The three justices are on the retention election ballot this fall, and they have been targeted by conservative groups. The justices did not break the law in using court staff to notarize campaign paperwork, the Florida Department of Law Enforcement concluded, according to a Palm Beach Post article.
“It is well established that the law does not concern itself with trifles. In general, there is no prohibition against a notary employed by the state, notarizing a document for their boss, or even as a public service to the citizenry,” State Attorney Willie Meggs wrote in a letter to FDLE Commissioner Gerald Bailey.
Meggs said the justices might have technically violated the law, but “No charges will be filed and this matter should be closed.”
The investigation was condemned earlier by a Palm Beach Post editorial as a “political witch hunt” and a “threat to an independent judicial branch” (see Gavel Grab). ”[P]oliticians who disagree with how these justices have ruled want to corrupt the system,” it added. The investigation was launched following inquiries from Republican elected officials.
“Neither the Justices nor the Supreme Court staff interviewed considered the notarization of these documents to be, in any way, campaign related, and no evidence indicating an abuse of either position or public resources was revealed during the course of this inquiry,” the FDLE report said. Florida law bars candidates for office from using state employees to help their campaigns during working hours.

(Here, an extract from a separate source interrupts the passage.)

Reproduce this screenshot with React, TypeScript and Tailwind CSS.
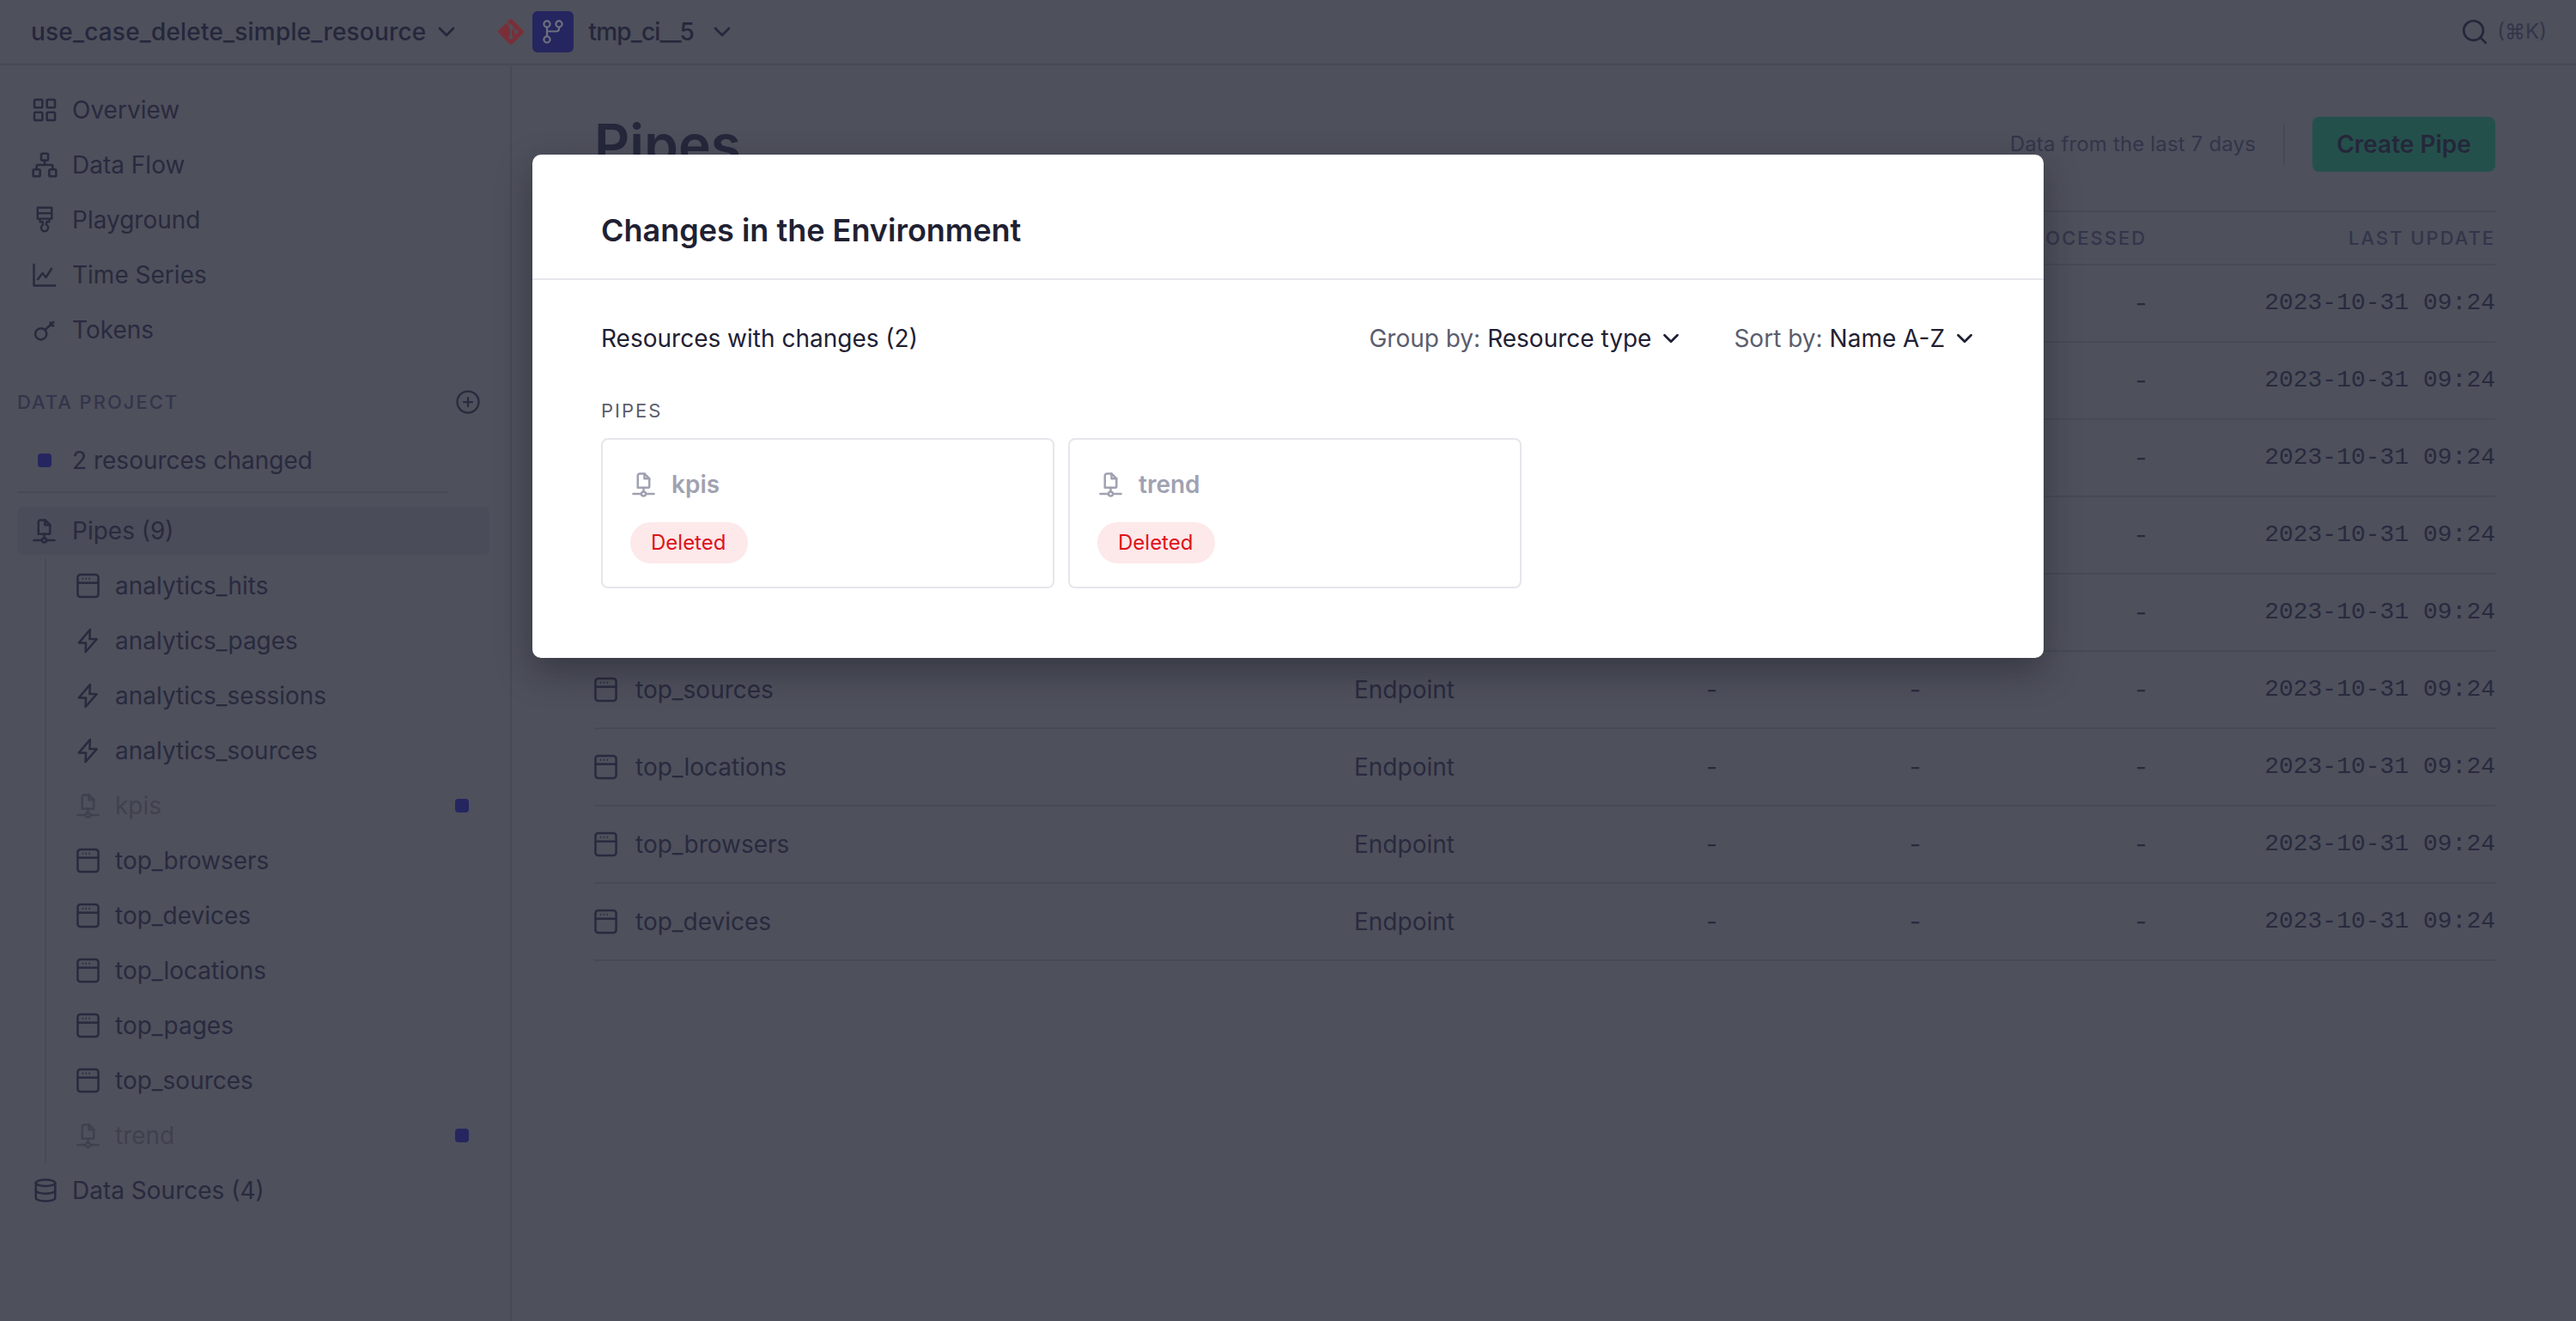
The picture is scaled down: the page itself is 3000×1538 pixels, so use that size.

Gov. Rick Scott, a Republican who has disagreed with some of the court’s rulings, had asked FDLE to determine if an investigation was warranted. This week, Scott said he would await a decision by a Leon County court, according to a Miami Herald article.
A conservative, Georgia-based group, the Southeastern Legal Foundation, has filed suit in that court to remove the three justices from the retention ballot (see Gavel Grab for background).
“According to FDLE findings, it appears using state employees to complete and file campaign forms and other documents is ‘common practice,’” Scott said. “Now this case is before the courts where a determination will be made as to whether this ‘common practice’ is legal. Whatever the ruling, we will accept it and act accordingly.”
Defenders of fair and impartial courts have heavily rallied on the side of the justices, saying retention elections should not be influenced by politics, according to a News-Press article.
News accounts and editorials have reported that it is commonplace for Florida justices to use court employees for notarizing election paperwork.